The California eggs benny — a spin on a traditional Benedict, layered with spinach, bacon, avocado, and tomato — was also appealing. I prefer Hollandaise that's more lemon-y than this, but overall, the kitchen did a nice job. The English muffin was fresh, the avocado and tomato were ripe, and the egg yolks were creamy.
Crackers' "222" breakfast was a classic combo of two eggs, two strips of bacon, and two thick, fluffy buttermilk pancakes. The pancakes were decent, but they were outshone by a huge order of excellent cinnamon swirl French toast, made with homemade cinnamon bread dunked in vanilla custard batter.
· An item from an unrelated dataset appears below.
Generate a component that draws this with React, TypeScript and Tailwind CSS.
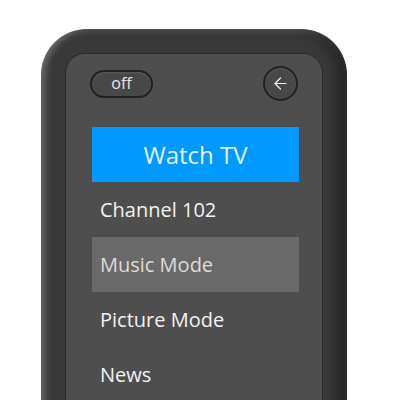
import { ArrowLeft } from 'lucide-react';

const items = [
    { label: 'Channel 102', active: false },
    { label: 'Music Mode', active: true },
    { label: 'Picture Mode', active: false },
    { label: 'News', active: false },
];

export default function App() {
    return (
        <div className="w-[400px] h-[400px] overflow-hidden bg-white pt-[29px] pl-[41px]" style={{ fontFamily: '"Open Sans", "Noto Sans", sans-serif' }}>
            <div className="w-[306px] h-[420px] rounded-t-[46px] bg-[#383838] px-[24px] pt-[24px] shadow-[inset_5px_0_6px_rgba(255,255,255,0.2),inset_-10px_0_12px_rgba(0,0,0,0.35),inset_0_5px_6px_rgba(255,255,255,0.08)]">
                <div className="h-full rounded-t-[20px] border border-[#2a2a2a] bg-[#4e4e4e] px-[24px] pt-[12px]">
                    <div className="flex items-center justify-between">
                        <button className="h-[28px] w-[63px] rounded-full border-2 border-[#222] bg-[#484848] text-[16px] text-[#e6e6e6] shadow-[inset_0_1px_2px_rgba(255,255,255,0.12)] leading-none pb-[2px]">off</button>
                        <button className="flex h-[35px] w-[35px] items-center justify-center rounded-full border-2 border-[#222] bg-[#484848] text-[#eeeeee] shadow-[inset_0_1px_2px_rgba(255,255,255,0.12)]">
                            <ArrowLeft size={19} strokeWidth={1.5} />
                        </button>
                    </div>
                    <div className="ml-[2px] mt-[26px] flex w-[207px] flex-col">
                        <div className="flex h-[55px] items-center justify-center bg-[#0099ff] text-[24px] text-[#e4f4ff]">Watch TV</div>
                        {items.map((it) => (
                            <div key={it.label} className={`flex h-[55px] items-center px-[8px] text-[20px] ${it.active ? 'bg-[#6a6a6a] text-[#dcdcdc]' : 'text-[#f2f2f2]'}`}>{it.label}</div>
                        ))}
                    </div>
                </div>
            </div>
        </div>
    );
}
Sizzled until lightly brown, the thick slices were sprinkled with powdered sugar and topped with a blob of honey butter.
I was happy to see blintzes on the menu here, too. One order came with three big ones, filled with a vanilla-orange-spice cottage and cream cheese blend. However, if you want to taste the subtly flavored filling, you'll need to scrape off some of the potently sweet berry topping, as I had to.
From-scratch baked goods are a house specialty — little signs on each table pimp the mouthwatering bread pudding, even first thing in the morning. A blueberry scone sounded good, so I ordered one as a sort of sweet prelude to my Benedict.
What a treat! For one thing, it was twice the size of an ordinary scone, and it was served warm. Incredibly, it was moist and not-too-crumbly — perfect with a dab of butter. I know it's a simple thing, but this scone put me in a mighty fine mood.
If the folks at Crackers wanted to start an empire, they could build it on great little details like that.